Here’s a quick comparison of the most common pitfalls and the best practices to overcome them:
Pitfall | Best Practice |
---|---|
Too little data | Collect enough diverse data or use augmentation to improve generalization |
Overfitting | Apply regularization, early stopping, and cross-validation to control overfitting |
Imbalanced datasets | Balance datasets with resampling, class weights, or anomaly detection methods |
Poor preprocessing | Clean, normalize, and encode data properly before training |
Wrong metrics | Choose evaluation metrics that match your business or research goal |
No proper validation or test split | Always split data into training, validation, and test sets |
Forgetting deployment needs | Design models with deployment, scalability, and monitoring in mind from the start |
By keeping these pitfalls in mind and following the best practices, you’ll save time, avoid frustration, and build AI models that perform well not just in training, but also in the real world.
Conclusion
Training an AI model from scratch teaches you how data, architecture, and optimization work together. While resource-intensive, it gives full control, transparency, and flexibility.
If your business needs AI models tailored to unique data and specific goals, MeisterIT Systems can help. We design, train, and deploy production-ready AI for your domain.
Explore custom AI solutions with MeisterIT Systems today.
FAQ: Your questions answered
Q1: Do I need a GPU to train an AI model?
A1: Not always. Small models run fine on a CPU. For deep learning, a GPU makes training much faster.

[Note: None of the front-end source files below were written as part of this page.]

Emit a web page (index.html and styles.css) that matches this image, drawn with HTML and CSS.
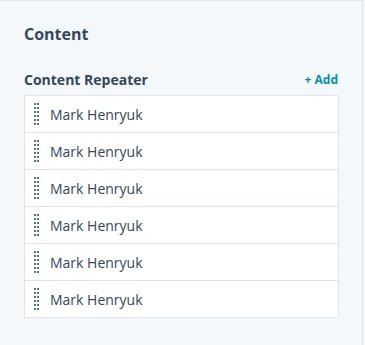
FILE: index.html
```html
<!DOCTYPE html>
<html lang="en">
<head>
  <meta charset="UTF-8" />
  <title>Content</title>
  <link rel="stylesheet" href="styles.css">
</head>
<body>
  <div class="painel">
    <h2 class="titulo">Content</h2>

    <div class="campo-topo">
      <span class="rotulo">Content Repeater</span>
      <button class="btn-add">+ Add</button>
    </div>

    <ul class="repeater">
      <li class="item"><span class="alca"></span><span class="nome">Mark Henryuk</span></li>
      <li class="item"><span class="alca"></span><span class="nome">Mark Henryuk</span></li>
      <li class="item"><span class="alca"></span><span class="nome">Mark Henryuk</span></li>
      <li class="item"><span class="alca"></span><span class="nome">Mark Henryuk</span></li>
      <li class="item"><span class="alca"></span><span class="nome">Mark Henryuk</span></li>
      <li class="item"><span class="alca"></span><span class="nome">Mark Henryuk</span></li>
    </ul>
  </div>
</body>
</html>
```

FILE: styles.css
```css
:root {
  --fundo: #f5f8fa;
  --borda: #dfe3eb;
  --texto: #33475b;
  --teal: #0091ae;
  --alca: #516f90;
}
* {
  box-sizing: border-box;
}
html, body {
  margin: 0;
  background-color: var(--fundo);
}
.painel {
  font-family: 'Open Sans', sans-serif;
  color: var(--texto);
  width: 363px;
  height: 345px;
  border-top: 1px solid var(--borda);
  border-right: 1px solid var(--borda);
  padding: 23px 24px 0 24px;
}
.titulo {
  margin: 0 0 23px;
  font-size: 16px;
  font-weight: 700;
  line-height: 20px;
}
.campo-topo {
  display: flex;
  justify-content: space-between;
  align-items: center;
  height: 24px;
  margin-bottom: 4px;
}
.rotulo {
  font-size: 14px;
  font-weight: 700;
}
.btn-add {
  background: none;
  border: none;
  padding: 0;
  color: var(--teal);
  font-family: inherit;
  font-size: 12px;
  font-weight: 700;
  cursor: pointer;
}
.repeater {
  list-style: none;
  margin: 0;
  padding: 0;
  background-color: white;
  border: 1px solid var(--borda);
  width: 315px;
}
.item {
  display: flex;
  align-items: center;
  height: 37px;
  border-bottom: 1px solid var(--borda);
  padding-left: 9px;
}
.item:last-child {
  height: 36px;
  border-bottom: none;
}
.alca {
  width: 5px;
  height: 22px;
  margin-right: 11px;
  background-image: linear-gradient(90deg, var(--alca) 2px, transparent 2px);
  background-size: 3px 100%;
  -webkit-mask: linear-gradient(#000 2px, transparent 2px) 0 0 / 100% 4px;
  mask: linear-gradient(#000 2px, transparent 2px) 0 0 / 100% 4px;
}
.nome {
  font-size: 14px;
}
```
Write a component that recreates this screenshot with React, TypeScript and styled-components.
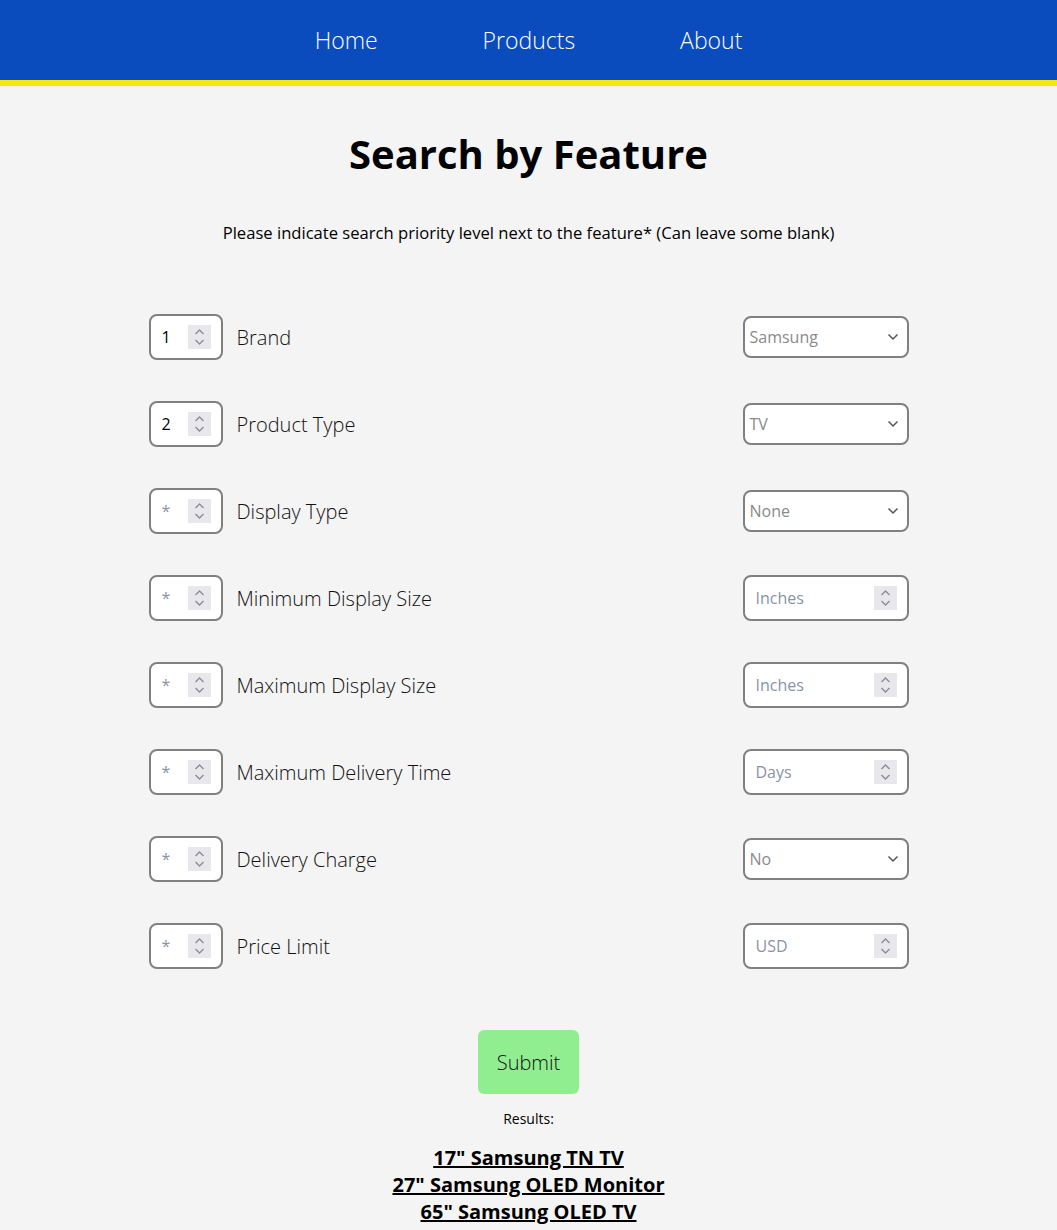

Q2: How much data is enough?
A2: It depends on the task. Simple problems may need only hundreds of samples. Image or text models often need thousands or more.
Q3: What’s the difference between training from scratch and fine-tuning?
A3: From scratch means the model learns everything from your data. Fine-tuning starts with a pre-trained model and adapts it to your task.
Q4: How can I tell if my model is overfitting?
A4: If it performs well on training data but poorly on test data, it’s overfitting.
Q5: Can I use a scratch-trained model in production?
A5: Yes. You can deploy it with tools like Flask, FastAPI, or Docker, just like any other model.